Eliminating these means—assault weapons—to tragic ends does infringe on the unfettered freedoms of some—so do libel laws and speed limits. But the increase in the “general welfare” it offers is adequate compensation. The well-being of the whole should not be required to take second-fiddle to the individual. Over time that weakens the cohesiveness of any liberal, open society. Keep in mind that the general welfare is a Constitutional concept as well as the Second Amendment. It avoids the tail wagging the dog.
I leave unaddressed the important issue of the persons who carry out these unsanctioned killings. Why? Because in an open society trying to establish and then restrain ahead of time just who they may be seems to require a narrowing of individual liberty even more restrictive than denying “toys” to some. My approach will in all probability not totally eliminate the problem, but if nothing else, it should make it increasingly difficult for those so tempted to acquire the means to their tragic ends; that’s a big step in the right direction.

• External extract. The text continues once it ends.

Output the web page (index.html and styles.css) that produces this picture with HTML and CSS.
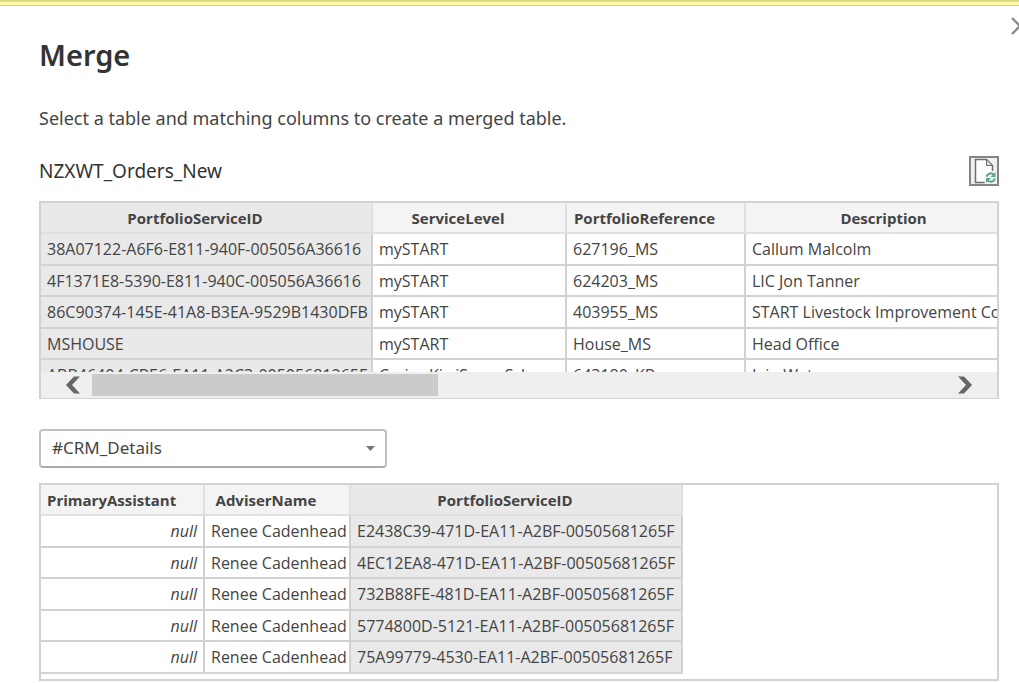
FILE: index.html
```
<!DOCTYPE html>
<html lang="en">
<head>
<meta charset="utf-8">
<title>Merge</title>
<link rel="stylesheet" href="styles.css">
</head>
<body>
<div class="notice-strip"></div>
<main class="dialog">
  <button class="close" type="button" aria-label="Close">
    <svg width="16" height="18" viewBox="0 0 16 18"><path d="M1 1l8 8-8 8M17 1l-8 8 8 8" fill="none" stroke="#8a8a8a" stroke-width="2.400"/></svg>
  </button>
  <h1 class="title">Merge</h1>
  <p class="intro">Select a table and matching columns to create a merged table.</p>

  <div class="source">
    <h2 class="source-name">NZXWT_Orders_New</h2>
    <button class="refresh" type="button" aria-label="Refresh preview">
      <svg width="26" height="26" viewBox="0 0 26 26">
        <path d="M4.500 1.500H16L21.500 7V24.500H4.500Z" fill="#fff"/>
        <path d="M13 25V18L16 14.500H25V25Z" fill="#f1f1f1"/>
        <path d="M13.500 24.500H4.500V1.500H15.500L21.500 7.500V13" fill="none" stroke="#6e6e6e" stroke-width="1.500"/>
        <path d="M15.500 1.500V7.500H21.500Z" fill="#d8d8d8" stroke="#6e6e6e"/>
        <path d="M15.500 18.500C17 14.800 21 14.500 23 17M24 20.500C22.500 24.500 18.500 24.500 16.500 22" fill="none" stroke="#5fa58e" stroke-width="2"/>
        <path d="M24.500 14V19H19.500ZM15 25V20H20Z" fill="#5fa58e"/>
      </svg>
    </button>
  </div>

  <section class="preview preview-orders">
    <div class="viewport">
      <table class="grid grid-fill">
        <colgroup><col class="w-id"><col class="w-level"><col class="w-ref"><col></colgroup>
        <thead><tr><th class="picked">PortfolioServiceID</th><th>ServiceLevel</th><th>PortfolioReference</th><th class="wide">Description</th></tr></thead>
        <tbody>
          <tr><td class="picked">38A07122-A6F6-E811-940F-005056A36616</td><td>mySTART</td><td>627196_MS</td><td>Callum Malcolm</td></tr>
          <tr><td class="picked">4F1371E8-5390-E811-940C-005056A36616</td><td>mySTART</td><td>624203_MS</td><td>LIC Jon Tanner</td></tr>
          <tr><td class="picked">86C90374-145E-41A8-B3EA-9529B1430DFB</td><td>mySTART</td><td>403955_MS</td><td>START Livestock Improvement Co</td></tr>
          <tr><td class="picked">MSHOUSE</td><td>mySTART</td><td>House_MS</td><td>Head Office</td></tr>
          <tr><td class="picked">ABB46404-CBE6-EA11-A2C3-00505681265F</td><td>Craigs KiwiSaver Scheme</td><td>643180_KB</td><td>Iain Watson</td></tr>
        </tbody>
      </table>
    </div>
    <div class="scrollbar">
      <button class="arrow" type="button" aria-label="Scroll left"><svg width="14" height="18" viewBox="0 0 14 18"><path d="M8 0.500H14L6 9L14 17.500H8L0 9Z" fill="#666"/></svg></button>
      <div class="track"><div class="thumb"></div></div>
      <button class="arrow" type="button" aria-label="Scroll right"><svg width="14" height="18" viewBox="0 0 14 18"><path d="M6 0.500H0L8 9L0 17.500H6L14 9Z" fill="#666"/></svg></button>
    </div>
  </section>

  <div class="picker">
    <select class="picker-select" aria-label="Table to merge"><option>#CRM_Details</option></select>
    <svg class="picker-caret" width="9" height="5" viewBox="0 0 9 5"><path d="M0 0H9L4.500 5Z" fill="#777"/></svg>
  </div>

  <section class="preview preview-crm">
    <table class="grid">
      <colgroup><col class="w-assistant"><col class="w-adviser"><col class="w-id"></colgroup>
      <thead><tr><th>PrimaryAssistant</th><th>AdviserName</th><th class="picked">PortfolioServiceID</th></tr></thead>
      <tbody>
        <tr><td class="null">null</td><td>Renee Cadenhead</td><td class="picked">E2438C39-471D-EA11-A2BF-00505681265F</td></tr>
        <tr><td class="null">null</td><td>Renee Cadenhead</td><td class="picked">4EC12EA8-471D-EA11-A2BF-00505681265F</td></tr>
        <tr><td class="null">null</td><td>Renee Cadenhead</td><td class="picked">732B88FE-481D-EA11-A2BF-00505681265F</td></tr>
        <tr><td class="null">null</td><td>Renee Cadenhead</td><td class="picked">5774800D-5121-EA11-A2BF-00505681265F</td></tr>
        <tr><td class="null">null</td><td>Renee Cadenhead</td><td class="picked">75A99779-4530-EA11-A2BF-00505681265F</td></tr>
      </tbody>
    </table>
  </section>
</main>
</body>
</html>
```
FILE: styles.css
```
* { box-sizing: border-box; }

body {
  margin: 0;
  background: #fff;
  color: #444;
  font-family: "Noto Sans", "Open Sans", sans-serif;
  overflow: hidden;
}

button { padding: 0; border: 0; background: none; }
svg { display: block; }

.notice-strip {
  height: 6px;
  border-top: 2px solid #dcdc86;
  border-bottom: 1px solid #c8c8c8;
  background: #fffaa8;
}

.dialog {
  position: relative;
  padding: 29px 20px 0 39px;
}

.close {
  position: absolute;
  top: 11px;
  right: -8px;
}

.title {
  margin: 0;
  color: #333;
  font-size: 29px;
  font-weight: 600;
  line-height: 40px;
}

.intro {
  margin: 29px 0 0;
  font-size: 18px;
  line-height: 28px;
}

.source {
  display: flex;
  justify-content: space-between;
  align-items: center;
  margin-top: 24px;
}

.source-name {
  margin: 0;
  color: #333;
  font-size: 19px;
  font-weight: 400;
  line-height: 30px;
}

.refresh {
  border: 2px solid #858585;
  background: #f1f1f1;
}

.preview { border: 2px solid #d2d2d2; }

.preview-orders {
  margin-top: 15px;
  border-bottom-width: 1px;
}

.viewport {
  height: 169px;
  overflow: hidden;
}

.preview-crm {
  margin-top: 15px;
  padding-bottom: 5px;
}

.grid {
  width: 642px;
  table-layout: fixed;
  border-collapse: separate;
  border-spacing: 0;
  font-family: "Open Sans", "Noto Sans", sans-serif;
  font-size: 16px;
  line-height: 24px;
}

.grid-fill { width: 100%; }
.w-id { width: 332px; }
.w-level { width: 194px; }
.w-ref { width: 179px; }
.w-assistant { width: 164px; }
.w-adviser { width: 146px; }

.grid th,
.grid td {
  height: 31px;
  padding: 0 6px;
  border: solid #d2d2d2;
  border-width: 0 2px 2px 0;
  overflow: hidden;
  white-space: nowrap;
  text-align: left;
}

.grid tbody tr:nth-child(odd) td { height: 32px; }
.grid-fill th:last-child,
.grid-fill td:last-child { border-right: 0; }

.grid th {
  padding-right: 28px;
  border-color: #e0e0e0;
  background: #f4f4f4;
  font-size: 15px;
  font-weight: 700;
  text-align: center;
}

.grid th.wide { padding: 0 6px 0 30px; }
.grid .picked { background: #e9e9e9; }
.grid td.null { font-style: italic; text-align: right; }

.scrollbar {
  display: flex;
  align-items: center;
  height: 26px;
  padding: 0 25px;
  background: #efefef;
}

.track {
  flex: 1;
  height: 22px;
  margin: 0 12px;
}

.thumb {
  width: 346px;
  height: 100%;
  background: #cbcbcb;
}

.picker {
  position: relative;
  width: 348px;
  margin-top: 30px;
}

.picker-select {
  display: block;
  width: 100%;
  height: 39px;
  padding: 0 11px 2px;
  border: 2px solid #c0c0c0;
  border-bottom-color: #aaa;
  border-radius: 4px;
  background: #fff;
  color: #444;
  font: 17px "Noto Sans", "Open Sans", sans-serif;
  appearance: none;
}

.picker-caret {
  position: absolute;
  top: 17px;
  right: 12px;
  pointer-events: none;
}
```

The argument is simple, but not simplistic. Certain types of aggressive, or assault, firearms have no place in a modern open society such as ours. The reason is, as I say, simple: Look at the unanticipated results: The slaughter of innocents. The easy availability of these “weapons of mass destruction” is not in the best interests of all the people, nor of even most of the people, any time. It is simply not in our collective interests to tolerate them for the benefit of a very few. We have too many examples of what these weapons can do in the wrong hands. Is that sufficient motive to prohibit them to everyone? Yes, it is, or at least should be. We can live just as long without them—some of us a lot longer.